Dedicated to covering the visual arts community in Connecticut.

Wednesday, March 14, 2007

A storm surge of paint

Yale Center for British Art
1080 Chapel St., New Haven, (203) 432-2800
Howard Hodgkin: Paintings 1992—2007
Feb. 1—Apr. 1, 2007

The first thing I notice in the Howard Hodgkin show at the Yale Center for British Art is that the normal image area is not enough to contain Hodgkin's desire to apply paint. These lush works extend outward, overwhelming the frames, annexing the frames into the compositions.

Like a musicians with a signature bag of riffs and licks, Hodgkin approaches the wood—because these are all works on wood, not canvas—with a palette of personal painterly strategies. Predominant is the thick, slashing arc. You can see this in "Spring Rain," "First Light," "Autumn Foliage," "Falling Down" and more.

Then there is a sort of stippling effect writ large, as though he had taken big cotton balls of paint and patted them on the surface. For examples, check out "Clarendon Road," "Flowerpiece," along the frame of "Moonlight" and in select areas of "Torso." In "A Visit to Paul and Bernard," this stippling imagery becomes elongated as if the same effect was caught in a photographic blur. A hail of color like Impressionism on steroids.

In the huge "Autumn," background slaps of black, green, red and blue are the setting for a flurry of orange and brown dabs of paint, leaves from the trees.

Most of these paintings are bold and loud, calling attention to themselves. But there are quieter works, too. "Walking on Water," a smaller painting, uses white paint along the frame to contain a soft mustard yellow at the bottom and a rusty red sky. The raw texture of the wood in this painting flavors the image.

For "Mud," Hodgkin actually lets the weathered natural face of his wood show through unadorned, rather than slathering it with paint. He does enclose it within a rectangle of dark olive green. More than many of the other works, this is almost recognizably a landscape. It is completed with a land mass of black.

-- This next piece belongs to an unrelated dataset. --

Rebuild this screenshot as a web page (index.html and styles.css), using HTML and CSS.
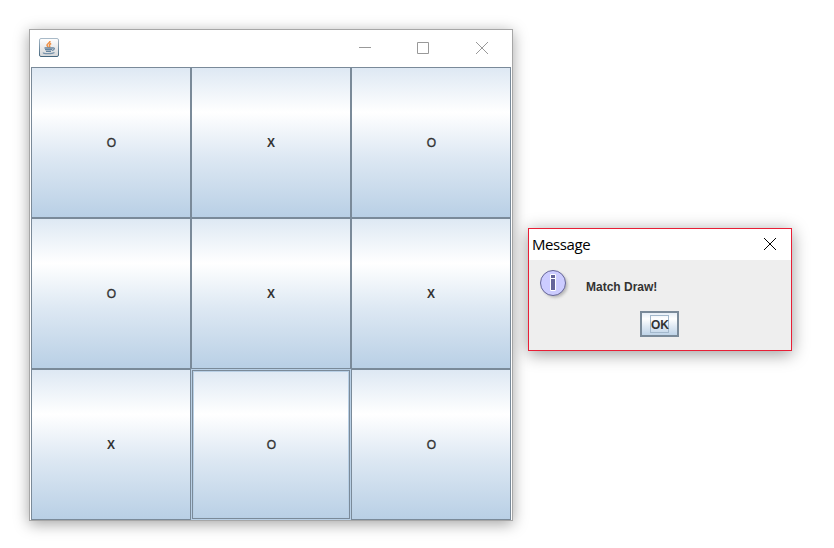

But these paintings are the exception. More typical are the works with dayglo orange or almost impenetrable blues or luminous greens. In the beautiful "Old Books," the frame is lit with orange. Almost glowing, it sweetly highlights the fluid horizontal bands of blue-green, grays and black in the textures of the brushstrokes. I can see the well-thumbed pages of the books, telling a rich and layered story in the gestural intricacies of the painted line.

2 Comments:

Anonymous Anonymous said...

Hasn't Robert Ryman done something similar - letting his paint cross over onto the frame?

10:22 AM

 
Blogger Hank Hoffman said...

I was unfamiliar with Ryman but I see that he has. My point wasn't that this is unique to Hodgkin so much as that it is a defining characteristic.